Check our frequently asked questions about MX-PDK here below and get quick replies.
To answer your unique deployment and projects needs, we can plan a live demo, help you forward with a requirements questionnaire, and connect you with our partner ecosystem (universities, system integrators, cloud providers).
Frequently Asked Questions
1️⃣ What makes SMO-Sphere different from other SMO platforms?
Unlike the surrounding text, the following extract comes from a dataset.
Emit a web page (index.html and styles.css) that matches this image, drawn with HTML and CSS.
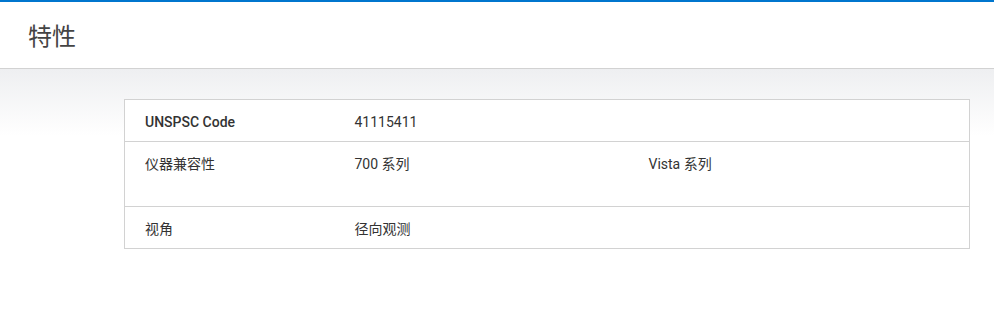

SMO-Sphere combines O-RAN + 3GPP alignment with a Kubernetes-native, intent-driven automation model. It brings the following key differentiators:
- Decouples Composition Model (CM) from deployment, enabling vendor-agnostic network “recipes” and reusable automation
- Kubernetes Operator-based lifecycle for repeatable installs, upgrades, and rollback-friendly operations
- Third-party NF onboarding via a Container Development Kit (CDK), supporting both brownfield and greenfield deployments
- Built-in observability and multi-source data lake for SLA assurance, analytics, and closed-loop automation
- Northbound EIAP compatibility enabling coexistence with Ericsson Intelligent Automation Platform
The key distinction is its Composition Model + Blueprint approach that decouples vendor recipes from deployment intent—reducing integration friction and enabling repeatable operations.
2️⃣ What are the benefits of cloud-native deployment?
Cloud-native deployment enables agile DevOps cycles at scale, automated lifecycle operations (deploy/upgrade/rollback), and seamless integration with observability and data platforms. The Kubernetes Operator pattern improves reliability and repeatability from lab validation to production trials.
3️⃣ How does SMO-Sphere support multi-vendor interoperability?
SMO-Sphere supports multi-vendor operations through O-RAN/3GPP-aligned management principles, standard interfaces, and vendor-agnostic modeling (Composition Models). It also supports onboarding of third-party NFs via CDK workflows for both greenfield and brownfield environments.
4️⃣ What can be customized or extended?
SMO-Sphere is extensible at multiple layers:
- CRDs for composition, intent, policy, and operational workflows
- operators/controllers for new vendors, new workflows, or site-specific integrations
- observability/data export pipelines and northbound integrations (REST/O1/RedFish where applicable)
5️⃣ How fast can a customer get started and prove value?
Teams typically start using reusable Composition Models and Blueprints to deploy a baseline network quickly, then add Day 2 workflows (upgrade/reconfig/observability) and validate outcomes through dashboards and exported datasets.
6️⃣ What business value does SMO-Sphere deliver?
SMO-Sphere reduces OPEX and operational complexity by standardizing lifecycle automation across multi-vendor RAN/CN environments and providing an end-to-end service view. It accelerates service rollout while reducing vendor lock-in risk.